奥田 昨年のチャレンジと今年のチャレンジで、大きなものを教えていただけますか。
萩原 昨年の例で一番わかりやすいのは、ちょっと意表をついて、ハガキの表にも絵柄やコメントがつけられるというものです。今年は裏にこだわって、新聞っぽいレイアウトだとか、はやりのAR技術を使ったもの、漫画ふうの年賀状やスクラップブック年賀状など、従来とは違う楽しみ方ができるようにしました。
奥田 素人考えですが、年賀状というのはほぼ様式が決まっているようにみえます。この先チャレンジしていくものがまだ残っているのでしょうか。
萩原 たしかに、アイデアを出すのは年々大変になってきています。
奥田 そこをどうやって生み出すのですか。
萩原 年末年始、会社は休暇を取りますから、その間に、自分たちも年賀状のやりとりをしますね。そのときに何かおもしろいアイデアはないかと……。
奥田 ということは、年末年始に来年の年賀状のアイデアを考えるということですか。冬休みの宿題。それで、年明けに会社にきてアイデアを集めて構想を固めていくわけですか。
萩原 そうです。企画、開発、制作、営業、サポート、ウェブサービス、販売推進など、各部署のキーパーソンが出てきて企画会議を開いて、ああだこうだと議論しながら決めていきます。
奥田 毎年、そういう手順でやっておられるのですか。
萩原 ええ、そうです。ただ、私が現場を担当していた頃は、私自身が決めていました。当時は『筆まめ』に関して、頭のなかにやりたいことがいっぱいあって、そのなかから、今年はこれをやるぞと自分で決めていました。
奥田 そうですか。独断で、ということは『筆まめ』は萩原さんの頭のなかで生まれて、育ってきたということですね。
萩原 最初の企画から始めて、10年間くらいはそうでしたね。
第一号は1990年、来年で干支を二回りする
奥田 萩原さんが『筆まめ』を企画されたのは、いつ頃のことですか。萩原 私が最初にパソコンで年賀状をつくれないかと考えたのは、1987年にハガキ印刷ができる日本語ワープロソフト『ユーカラ』を出した時です。PC88の時代ですから、当時はまだ、ハガキをまともに印刷できるプリンタもありませんでしたが、ずっと年賀状をやりたいと思い続けていました。

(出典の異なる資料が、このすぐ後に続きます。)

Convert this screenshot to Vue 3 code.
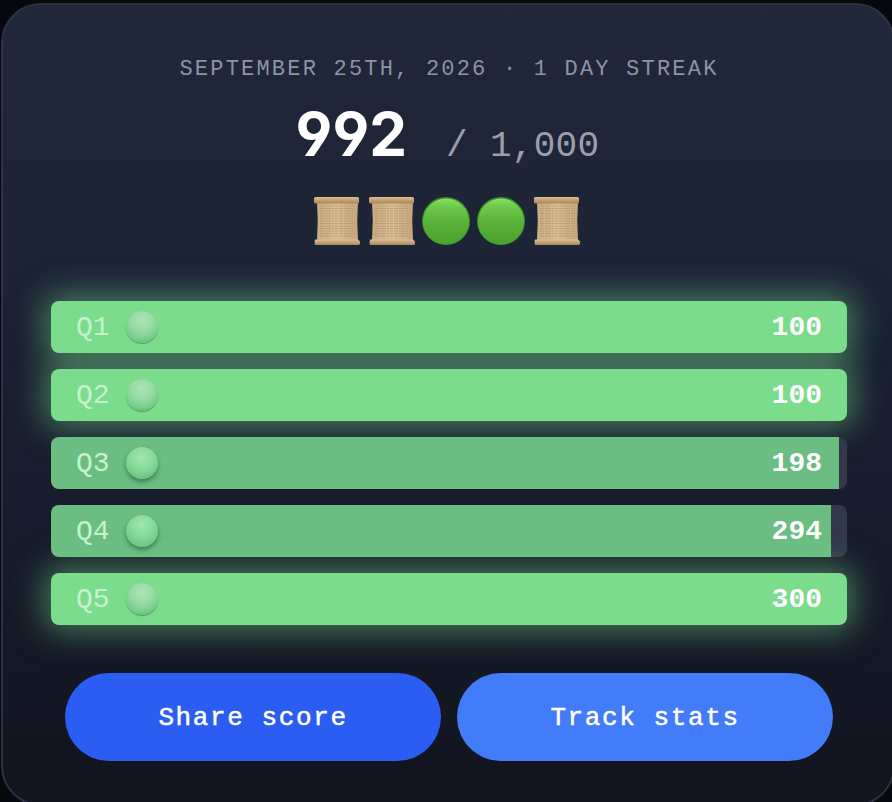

奥田 年賀状ソフトを考えられたのは、萩原さんが第一号ということですか。
萩原 そうですね。でも87年当時はまだ市場に受け入れられなかった製品です。それが、90年になって、いろんなアプリのリソースだとか、フォントだとか、ハガキ印刷が可能なプリンタなどが、タイミングよく揃ってきたのです。NECのPC98も東芝のDynaBookも出てきました。
奥田 90年がまさにそういう年だった、と。ハードの商品も揃って追い風を受けたわけですね。
萩原 87年から90年までの3年間、私のなかで温めてきたものが、『筆まめ』という商品名でやっと世に出せたわけです。